Der SPD-Bundestagsabgeordnete Ralf Stegner sagte dem RND zum Rückzug von Brosius-Gersdorf: "Der Tag wird in die Geschichte eingehen als der Tag, an dem der rechte Mob erstmals einen Triumph gefeiert hat. Die demokratischen Parteien haben sich demgegenüber als wehrlos erwiesen." Die Union müsse endlich verstehen, welchen Dammbruch sie ermöglicht habe. "Beigetragen hat dazu eine Mischung aus Böswilligkeit, Fahrlässigkeit und Schlafwandlerei", sagte Stegner. "Eine Wiederholung eines solchen Vorgangs muss ausgeschlossen werden. Merz und Spahn müssen öffentlich deutlich signalisieren, dass sie begriffen haben, was da auf dem Spiel steht."
"Blick nach vorn": Frei rechnet mit neuem Vorschlag
Kanzleramtschef Thorsten Frei rechnet für die kommenden Wochen mit einem neuen Personalvorschlag. Er sei sicher, dass die Fraktionen von Union und SPD "in der Lage sein werden, in den nächsten Wochen einen Vorschlag zu präsentieren, der dann auch über die Mehrheitsfähigkeit im Parlament verfügt und dafür sorgt, dass die Richter in Karlsruhe ersetzt werden können", sagte der CDU-Politiker im Deutschlandfunk.
Er ergänzte, Brosius-Gersdorf sei "unzweifelhaft eine untadelige Juristin", sie sei aber nicht mehrheitsfähig und von Anfang an sehr umstritten gewesen. Er räumte ein, "dass man natürlich darauf auch früher hätte reagieren können, auch gegenüber der SPD". Jetzt müsse man aber den Blick nach vorn richten und "schauen, dass man diese Aufgabe so schnell wie möglich lösen kann".
Die schwarz-rote Koalition sieht Frei durch die Vorgänge rund um die Richterwahl nicht gefährdet. Er sei überzeugt, "dass die Regierung insgesamt sich auf eine starke Basis in der Unionsfraktion und in der SPD-Fraktion stützen kann." Deswegen habe er auch keinen Zweifel, dass die Zusammenarbeit in der Koalition gut fortgesetzt werden könne.

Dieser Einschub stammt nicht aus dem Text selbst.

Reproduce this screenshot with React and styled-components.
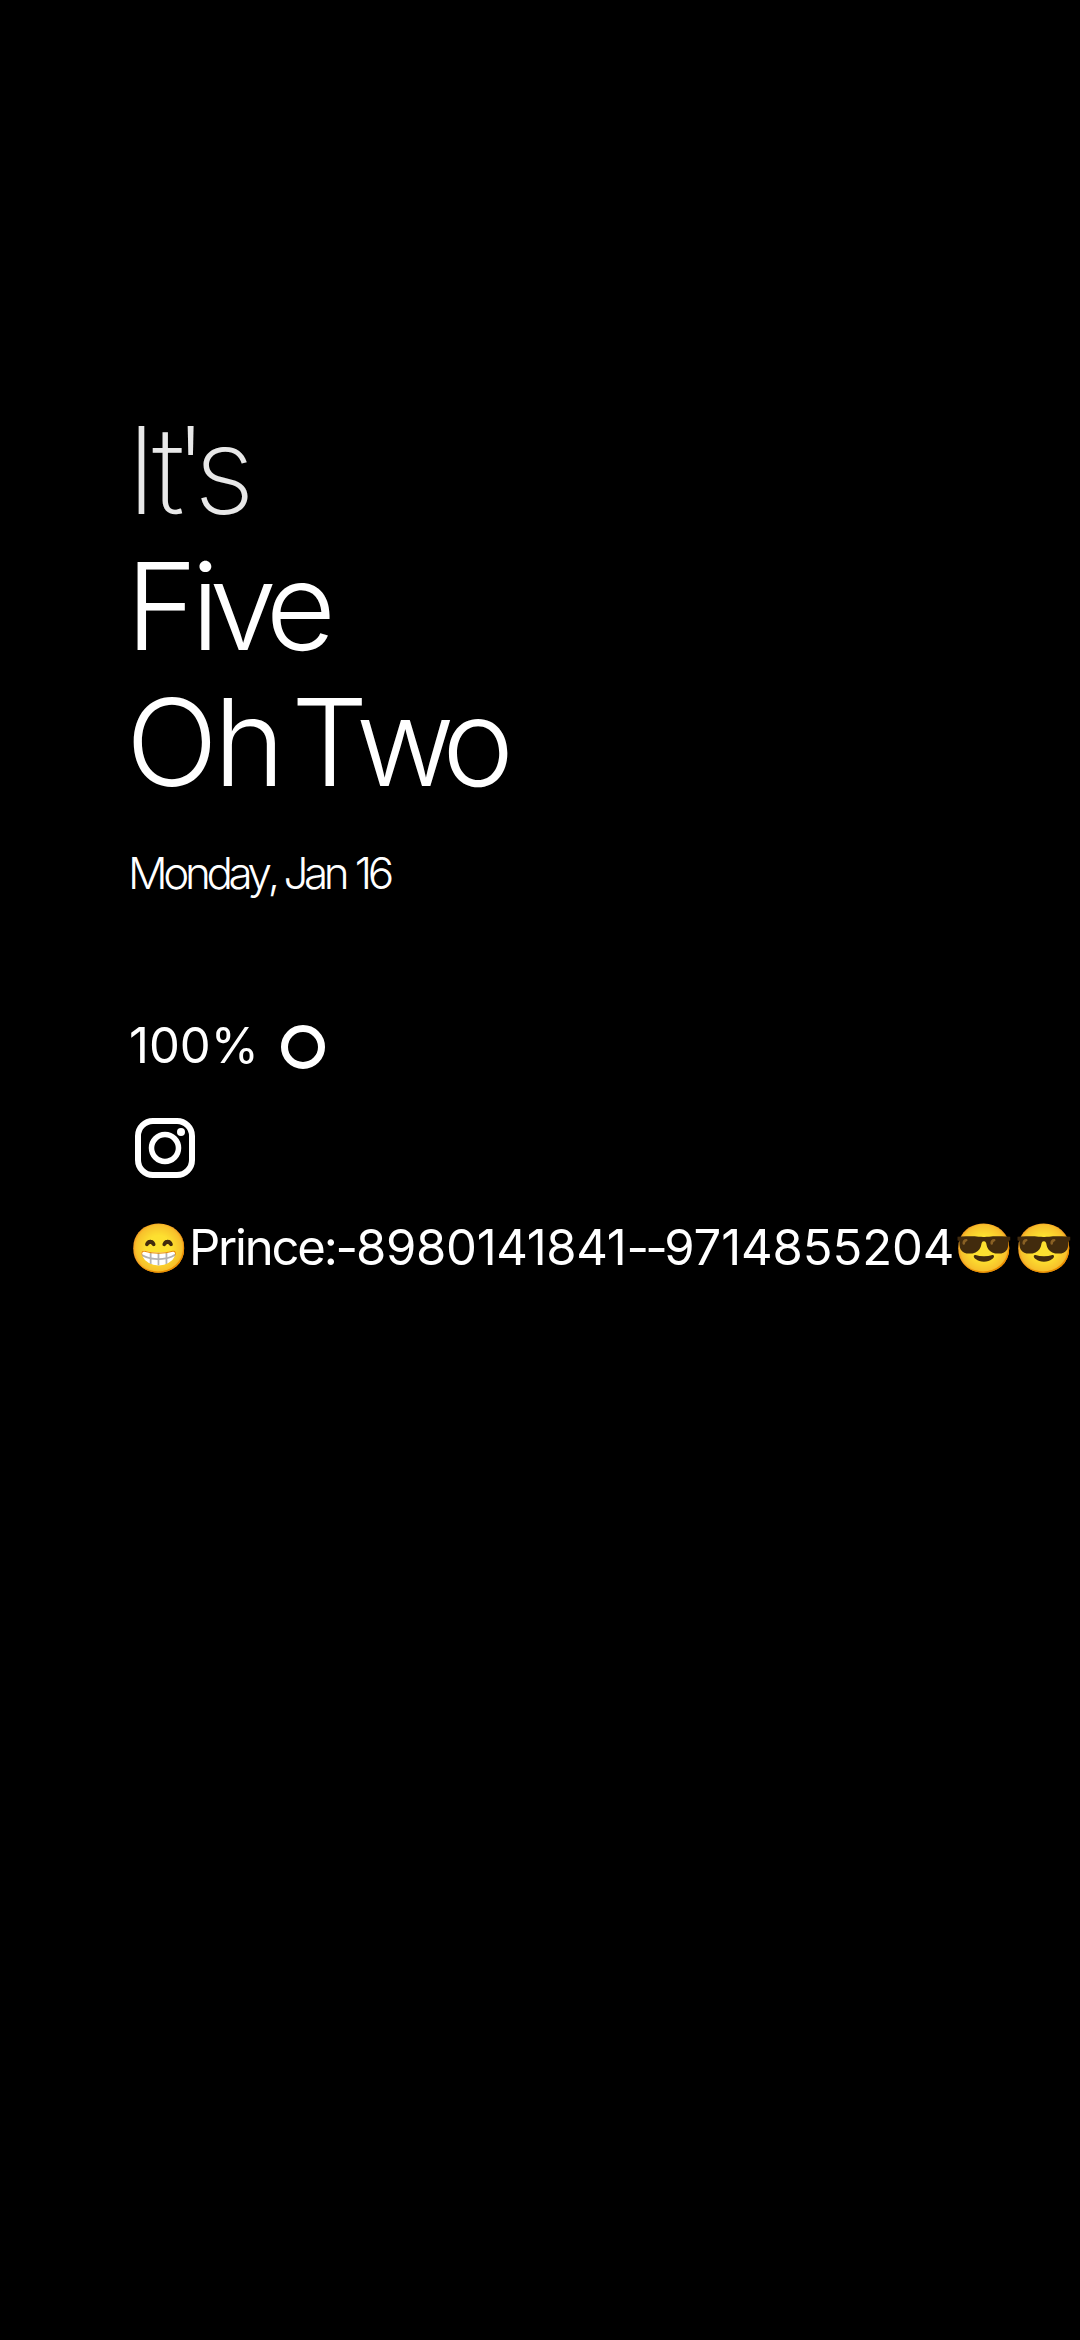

Viel Kritik aus der Opposition
Linken-Chefin Ines Schwerdtner sagte dem Portal t-online, die Vorgänge um Brosius-Gersdorf seien ein Armutszeugnis für die Bundesregierung. Unionsfraktionschef Jens Spahn habe seine Fraktion nicht im Griff, und die Sozialdemokraten hätten "die Durchsetzungskraft eines schlafenden Kaninchens". So werde eine Regierung keine vier Jahre durchhalten können. Bei künftigen Richterwahlen im Bundestag fordert Schwerdtner ein Vorschlagsrecht und einen Platz am Tisch für ihre Partei.
Die Grünen-Fraktion reagierte entgeistert auf den Rückzug. Die beiden Fraktionschefinnen Katharina Dröge und Britta Haßelmann zweifelten die Handlungsfähigkeit der schwarz-roten Koalition an. Brosius-Gersdorf sei eine "exzellente, hoch qualifizierte Juristin", betonten sie. "Es ist absolut inakzeptabel, dass die CDU-Fraktion ihre Unterstützung zurückgezogen hat und eine Wahl von Frauke Brosius-Gersdorf jetzt kategorisch ablehnt." Die Verantwortung dafür trage Unionsfraktionschef Jens Spahn, der sein Wort gegeben habe und nicht mehr halten könne. Auch der SPD machten Dröge und Haßelmann Vorwürfe. "Wir fragen uns, wieso die SPD offenbar bereit war, ein Nein der CDU zu akzeptieren. Dieses Verhalten ist schwach."
Die beiden Grünen-Politikerinnen bedankten sich bei Brosius-Gersdorf. "Es ist absolut inakzeptabel und ungeheuerlich, dass eine so angesehene Juristin von CDU und SPD für das Bundesverfassungsgericht während dieses Verfahrens von Lügen, Desinformationen und einer hetzerischen Kampagne derart getroffen wurde." Durch das "chaotische und unzuverlässige Vorgehen der Koalition, insbesondere der CDU/CSU und auch der SPD" sei ein Schaden für das Wahlverfahren für Richter am Bundesverfassungsgericht entstanden. "Wir halten jetzt Gespräche zwischen den demokratischen Fraktionen im Bundestag für notwendig."
Anders sieht man dies in der AfD. Stephan Brandner, stellvertretender Bundessprecher der Partei, nennt den Rücktritt "längst überfällig und einen kleinen Sieg der Vernunft und der Vernünftigen". Wer nicht auf dem Boden der Verfassung stehe und Werte vertrete, die nichts mit unserem Grundgesetz gemein haben, könne unmöglich Verfassungsrichter werden, meinte der AfD-Politiker.